Острейшей проблемой той поры были новые отношения социальных институтов с собственностью. А.А. Собчак делает поистине царские подарки Эрмитажу и Русскому музею – дворцовые постройки, пусть и находящиеся в «убитом состоянии», умножают возможности музейной и хозяйственной деятельности.
В острейшей борьбе готовились законопроекты, связанные со всем комплексом имущественных отношений, некоторые из них – о музеях-заповедниках, заповедных территориях – будут приняты только в следующем, XXI веке. Законодательная и исполнительная власть остро нуждалась в корпусе законов о культуре, в том числе в тех сферах, которые были недостаточно или вовсе не разработаны советским законодательством.

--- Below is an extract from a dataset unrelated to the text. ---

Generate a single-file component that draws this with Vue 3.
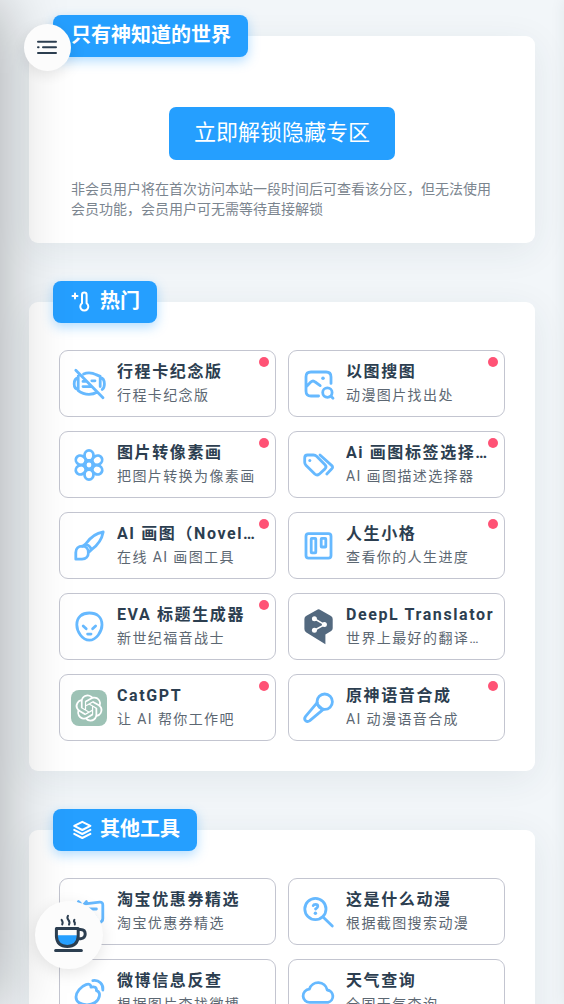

Из-за отсутствия необходимых бюджетных средств учреждения социальной сферы, в том числе и культуры, в начале 90-х годов XX века получили реальную экономическую самостоятельность, восполняя дыры государственного финансирования собственной хозяйственной деятельностью. В первое десятилетие века XXI, когда бюджет получит возможность финансировать культуру «полным рублем», ограничения в использовании внебюджетных средств – в том числе и законодательные – станут серьезной темой дискуссий. Таковыми остались и по сей день.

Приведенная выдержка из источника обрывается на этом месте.